# DIRECTION
Read the material below and count the lines holding the string "index". Give that count with nothing added.

# PROVIDED MATERIAL
================================

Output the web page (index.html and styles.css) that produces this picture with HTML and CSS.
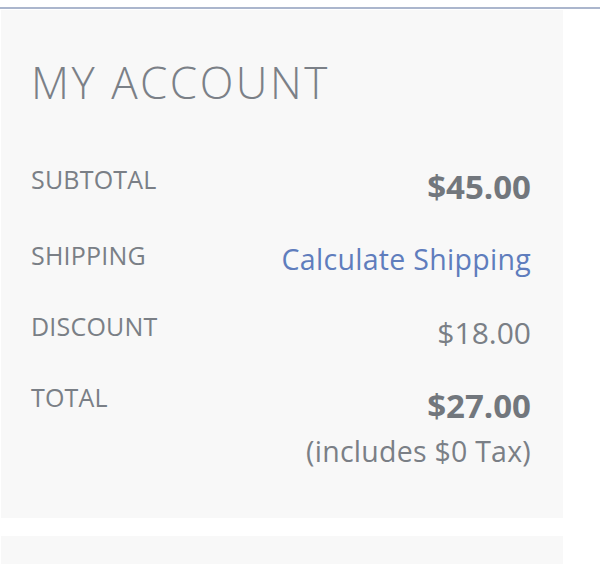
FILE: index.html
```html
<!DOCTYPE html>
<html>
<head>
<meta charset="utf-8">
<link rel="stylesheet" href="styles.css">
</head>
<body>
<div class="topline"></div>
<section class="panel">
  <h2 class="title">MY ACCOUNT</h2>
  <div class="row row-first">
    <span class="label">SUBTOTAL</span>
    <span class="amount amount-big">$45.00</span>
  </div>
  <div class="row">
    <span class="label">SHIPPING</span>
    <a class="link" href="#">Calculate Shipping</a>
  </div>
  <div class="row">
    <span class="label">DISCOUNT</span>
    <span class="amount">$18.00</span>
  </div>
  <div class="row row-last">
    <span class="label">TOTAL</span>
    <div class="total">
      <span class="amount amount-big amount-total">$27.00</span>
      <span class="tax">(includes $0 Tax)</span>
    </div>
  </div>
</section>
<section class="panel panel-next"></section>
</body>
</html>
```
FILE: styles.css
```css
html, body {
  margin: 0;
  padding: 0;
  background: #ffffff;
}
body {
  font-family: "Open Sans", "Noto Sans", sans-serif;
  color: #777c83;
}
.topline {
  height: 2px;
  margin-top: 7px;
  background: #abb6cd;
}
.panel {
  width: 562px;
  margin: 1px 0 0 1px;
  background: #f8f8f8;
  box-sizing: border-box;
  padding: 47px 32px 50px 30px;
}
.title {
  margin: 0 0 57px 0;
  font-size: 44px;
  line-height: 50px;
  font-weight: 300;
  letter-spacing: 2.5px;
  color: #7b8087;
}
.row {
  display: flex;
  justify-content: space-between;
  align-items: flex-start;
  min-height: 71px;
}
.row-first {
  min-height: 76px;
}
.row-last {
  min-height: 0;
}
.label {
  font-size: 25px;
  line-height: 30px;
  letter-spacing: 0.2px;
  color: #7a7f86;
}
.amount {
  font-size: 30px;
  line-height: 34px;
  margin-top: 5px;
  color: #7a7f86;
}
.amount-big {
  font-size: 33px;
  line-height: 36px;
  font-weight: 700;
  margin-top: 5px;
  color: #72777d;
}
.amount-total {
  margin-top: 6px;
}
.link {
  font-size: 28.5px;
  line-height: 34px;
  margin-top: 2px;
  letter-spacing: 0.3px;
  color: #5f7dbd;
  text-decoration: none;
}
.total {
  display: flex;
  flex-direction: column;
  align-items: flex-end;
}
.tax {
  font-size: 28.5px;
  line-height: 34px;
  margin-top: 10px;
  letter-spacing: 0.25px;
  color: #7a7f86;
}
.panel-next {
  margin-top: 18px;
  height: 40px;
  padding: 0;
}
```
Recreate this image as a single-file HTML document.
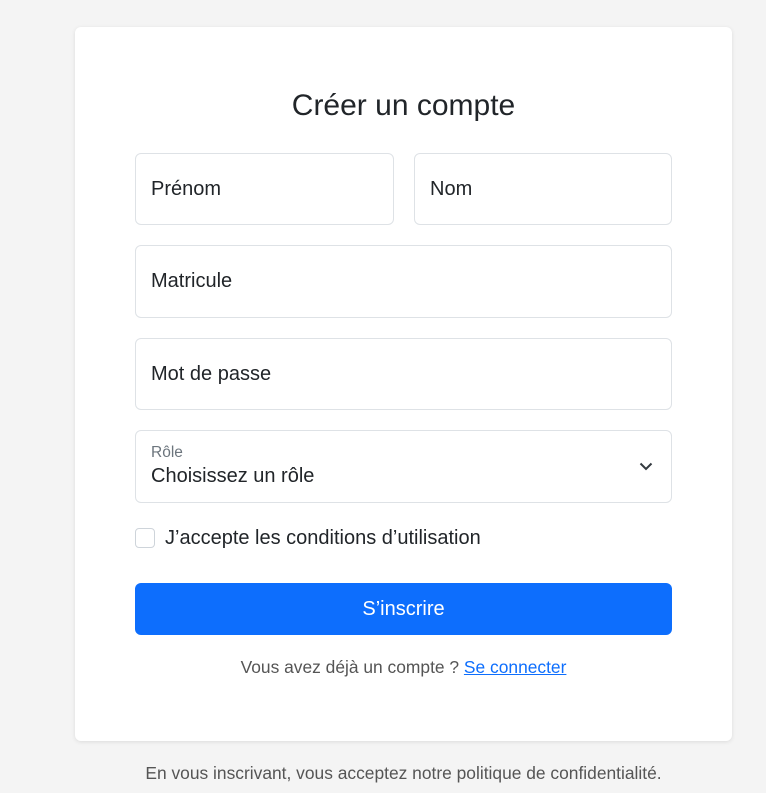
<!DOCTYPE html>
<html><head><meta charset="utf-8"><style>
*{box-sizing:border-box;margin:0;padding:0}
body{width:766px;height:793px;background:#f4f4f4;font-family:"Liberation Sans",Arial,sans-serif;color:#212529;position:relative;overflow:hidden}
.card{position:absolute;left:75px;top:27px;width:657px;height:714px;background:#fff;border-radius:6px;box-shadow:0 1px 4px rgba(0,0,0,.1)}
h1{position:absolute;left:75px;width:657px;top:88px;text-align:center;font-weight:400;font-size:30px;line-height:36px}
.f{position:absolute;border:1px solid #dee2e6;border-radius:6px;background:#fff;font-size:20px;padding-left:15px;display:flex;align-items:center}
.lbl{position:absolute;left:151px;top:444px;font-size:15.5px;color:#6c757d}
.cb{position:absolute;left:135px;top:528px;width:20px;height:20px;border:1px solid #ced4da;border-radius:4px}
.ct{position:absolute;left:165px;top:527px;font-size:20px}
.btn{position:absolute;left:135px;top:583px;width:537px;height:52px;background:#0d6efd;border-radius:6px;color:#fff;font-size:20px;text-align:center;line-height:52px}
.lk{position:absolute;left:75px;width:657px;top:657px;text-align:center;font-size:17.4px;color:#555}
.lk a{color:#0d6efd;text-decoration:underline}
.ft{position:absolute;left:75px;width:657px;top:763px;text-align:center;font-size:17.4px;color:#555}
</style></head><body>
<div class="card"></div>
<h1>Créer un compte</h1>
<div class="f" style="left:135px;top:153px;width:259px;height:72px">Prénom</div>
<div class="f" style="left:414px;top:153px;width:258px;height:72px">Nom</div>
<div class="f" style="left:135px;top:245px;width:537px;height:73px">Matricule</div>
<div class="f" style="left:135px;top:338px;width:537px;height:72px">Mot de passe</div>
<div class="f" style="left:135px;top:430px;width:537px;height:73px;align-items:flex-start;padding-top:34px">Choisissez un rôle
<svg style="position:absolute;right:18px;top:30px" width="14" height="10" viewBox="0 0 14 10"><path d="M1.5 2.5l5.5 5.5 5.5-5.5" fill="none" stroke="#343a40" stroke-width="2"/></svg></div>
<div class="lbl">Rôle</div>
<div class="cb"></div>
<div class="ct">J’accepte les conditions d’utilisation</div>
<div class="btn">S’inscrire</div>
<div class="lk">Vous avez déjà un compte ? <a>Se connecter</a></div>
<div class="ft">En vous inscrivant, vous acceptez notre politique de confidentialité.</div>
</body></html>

================================

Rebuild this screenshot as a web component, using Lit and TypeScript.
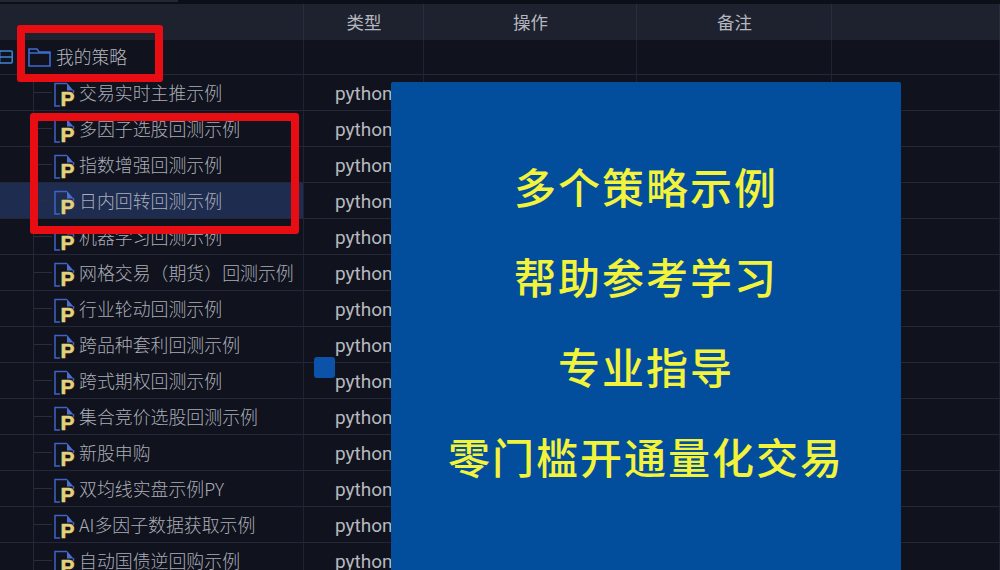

================================

# RESULT
2